SWITZERLAND is a country of dreams.  Dreams of snow-capped peaks, country chalets, castle ruins, lush meadows, rapid rivers, shimmering lakes, dark forests, precipitous canyons and gorges, half-timbered inns, colorful festivals and banners, chic sports resorts.

Yet, the Swiss people themselves, though they too may often dream, are a practical and industrious people, fiercely independent and freedom-loving, knowledgeable in scientific, commercial and financial matters as well as in the management skills that have made Switzerland also a land of recreation, sports, holidays and relaxation. Theirs is a land uniting the powerful and industrial cities of the northern and western plains to the almost unimaginable beauty and sublimity of their mountainous south and east.  They have learned to use their power and industry without spoiling their natural treasures.

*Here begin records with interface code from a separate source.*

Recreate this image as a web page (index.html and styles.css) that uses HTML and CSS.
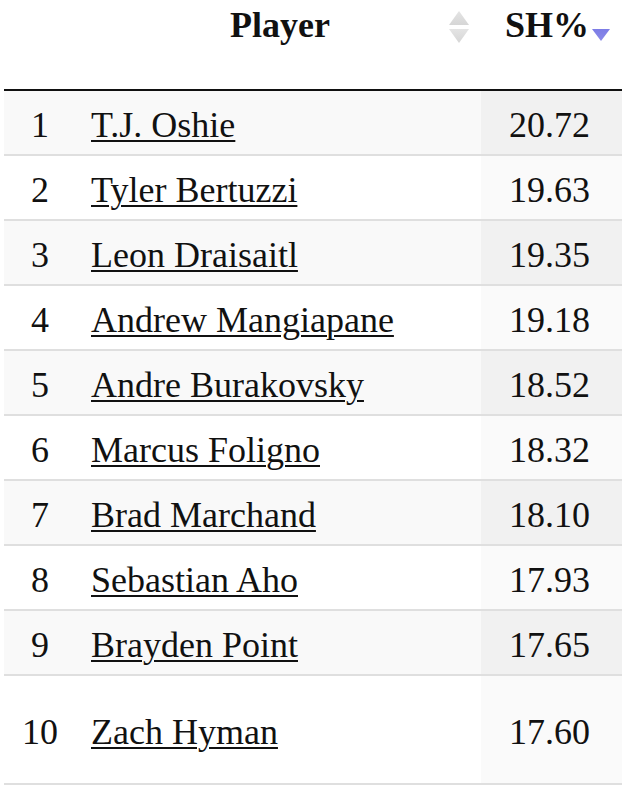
FILE: index.html
```html
<!DOCTYPE html>
<html>
<head>
<meta charset="utf-8">
<link rel="stylesheet" href="styles.css">
</head>
<body>
<table class="stats">
  <thead>
    <tr>
      <th class="col-rank"></th>
      <th class="col-player">Player<span class="sort-both"><svg width="22" height="32" viewBox="0 0 22 32"><defs><linearGradient id="g1" x1="0" y1="0" x2="0" y2="1"><stop offset="0" stop-color="#e4e4e4"/><stop offset="1" stop-color="#d6d6d6"/></linearGradient></defs><path d="M11 0 L21 14 L1 14 Z" fill="url(#g1)"/><path d="M1 18 L21 18 L11 32 Z" fill="url(#g1)"/></svg></span></th>
      <th class="col-sh">SH%<span class="sort-desc"><svg width="18" height="12" viewBox="0 0 18 12"><defs><linearGradient id="g2" x1="0" y1="0" x2="0" y2="1"><stop offset="0" stop-color="#7c7ce6"/><stop offset="1" stop-color="#8a8ae8"/></linearGradient></defs><path d="M0 0 L18 0 L9 12 Z" fill="url(#g2)"/></svg></span></th>
    </tr>
  </thead>
  <tbody>
    <tr class="odd"><td class="rank">1</td><td class="name"><a href="#">T.J. Oshie</a></td><td class="val">20.72</td></tr>
    <tr class="even"><td class="rank">2</td><td class="name"><a href="#">Tyler Bertuzzi</a></td><td class="val">19.63</td></tr>
    <tr class="odd"><td class="rank">3</td><td class="name"><a href="#">Leon Draisaitl</a></td><td class="val">19.35</td></tr>
    <tr class="even"><td class="rank">4</td><td class="name"><a href="#">Andrew Mangiapane</a></td><td class="val">19.18</td></tr>
    <tr class="odd"><td class="rank">5</td><td class="name"><a href="#">Andre Burakovsky</a></td><td class="val">18.52</td></tr>
    <tr class="even"><td class="rank">6</td><td class="name"><a href="#">Marcus Foligno</a></td><td class="val">18.32</td></tr>
    <tr class="odd"><td class="rank">7</td><td class="name"><a href="#">Brad Marchand</a></td><td class="val">18.10</td></tr>
    <tr class="even"><td class="rank">8</td><td class="name"><a href="#">Sebastian Aho</a></td><td class="val">17.93</td></tr>
    <tr class="odd"><td class="rank">9</td><td class="name"><a href="#">Brayden Point</a></td><td class="val">17.65</td></tr>
    <tr class="even last"><td class="rank">10</td><td class="name"><a href="#">Zach Hyman</a></td><td class="val">17.60</td></tr>
  </tbody>
</table>
</body>
</html>
```

FILE: styles.css
```css
html, body {
  margin: 0;
  padding: 0;
  background: #ffffff;
  overflow: hidden;
}
body {
  padding-left: 4px;
  font-family: "Liberation Serif", "Times New Roman", serif;
  font-size: 36px;
  color: #111;
}
.stats {
  width: 618px;
  border-collapse: collapse;
  border-spacing: 0;
  table-layout: fixed;
}
.stats th,
.stats td {
  box-sizing: border-box;
}
.stats th {
  font-weight: bold;
  line-height: 41px;
  padding: 5px 0 43px 0;
  border-bottom: 2px solid #111;
  vertical-align: top;
  position: relative;
  white-space: nowrap;
}
.col-rank {
  width: 72px;
}
.col-player {
  width: 405px;
  text-align: center;
}
.stats th.col-player {
  padding-left: 15px;
  padding-right: 12px;
}
.col-sh {
  width: 141px;
  text-align: right;
}
.stats th.col-sh {
  padding-right: 33px;
}
.sort-both {
  position: absolute;
  right: 11px;
  top: 11px;
  line-height: 0;
}
.sort-desc {
  position: absolute;
  right: 12px;
  top: 29px;
  line-height: 0;
}
.stats td {
  line-height: 41px;
  padding: 14px 0 8px 0;
  border-bottom: 2px solid #dfdfdf;
  white-space: nowrap;
}
.stats td.rank {
  text-align: center;
}
.stats td.name {
  padding-left: 15px;
}
.stats td.val {
  text-align: right;
  padding-right: 32px;
}
.name a {
  color: #111;
  text-decoration: underline;
  text-decoration-thickness: 2px;
  text-underline-offset: 3px;
}
tr.odd td {
  background: #f9f9f9;
}
tr.odd td.val {
  background: #f1f1f1;
}
tr.even td {
  background: #ffffff;
}
tr.even td.val {
  background: #fafafa;
}
tr.last td {
  padding-top: 36px;
  padding-bottom: 30px;
}
```
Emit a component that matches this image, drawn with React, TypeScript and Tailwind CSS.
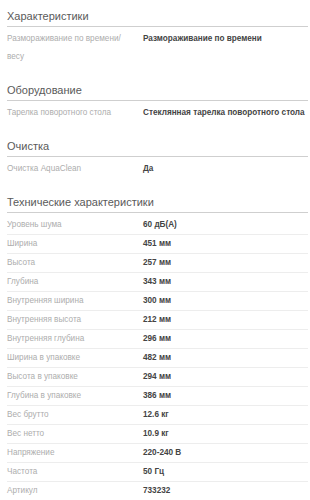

Nowhere is this blend of values more evident than among the residents of Switzerland's  largest and most rugged Canton, the "GRISONS".  Despite their Canton being, now and for millennia past, at the cross-roads of trade between northern and southern Europe, their determination to preserve their Eden has helped create an environment unmatched anywhere, even in the rest of Switzerland, for the flourishing of people without marring the land.  The name "Grisons" , English and French approximations for the German "Graubünden",  the Italian "Grigioni" or for a common transliteration of the various forms of Romansch "Grischun", reminds us of the "Grey" and other Leagues, once clusters of small kingdoms or fiefs, one of the last regions to be integrated as a canton within the Confederation.  Drawing on a rich history dating back to Roman times and beyond, the region was once where commerce throve between the mining and other resources of regions to the North with the highly developed regions to the South.  

Ancient Romans used the Grisons as a hub for their salt and marble trade, accessible from the plains of Lombardy through high passes, such as the Septima and the San Bernardino, following the nascent Rhine through the Via Mala, establishing a "Curia", or Court, in what is now known as "Coira" or "Chur", the cantonal capital,  mining the rose marble of that remote mountain spot now known as "Arosa", brokering the salt from Austria's regions. The mines have been silent for centuries now and easier means of North-South access have been built through neighbouring Austria and the Alps to the west, saving the region from the grime and pollution of intensive transport but, unlike some other by-passed regions, the Grisons haven't just winked out !   

Since the beginning of the 19th century, the Grisons' population centers have become the gathering places for excursionists and sportsmen from all corners of the British Empire, the diplomats of Bavaria, Prussia and Austria-Hungary, celebrities from the United States, and other travelers from the world over.  Davos, the "place behind" the mountain, regularly hosts meetings of diplomats from the world's powers.  Major sporting events in places such as  Pontresina, Flims and St. Moritz, to name but some, and a year round appeal to vacationers and sports people alike help now sustain the region's economy. A limited but economically successful clean industry provides year round jobs and tax revenues. 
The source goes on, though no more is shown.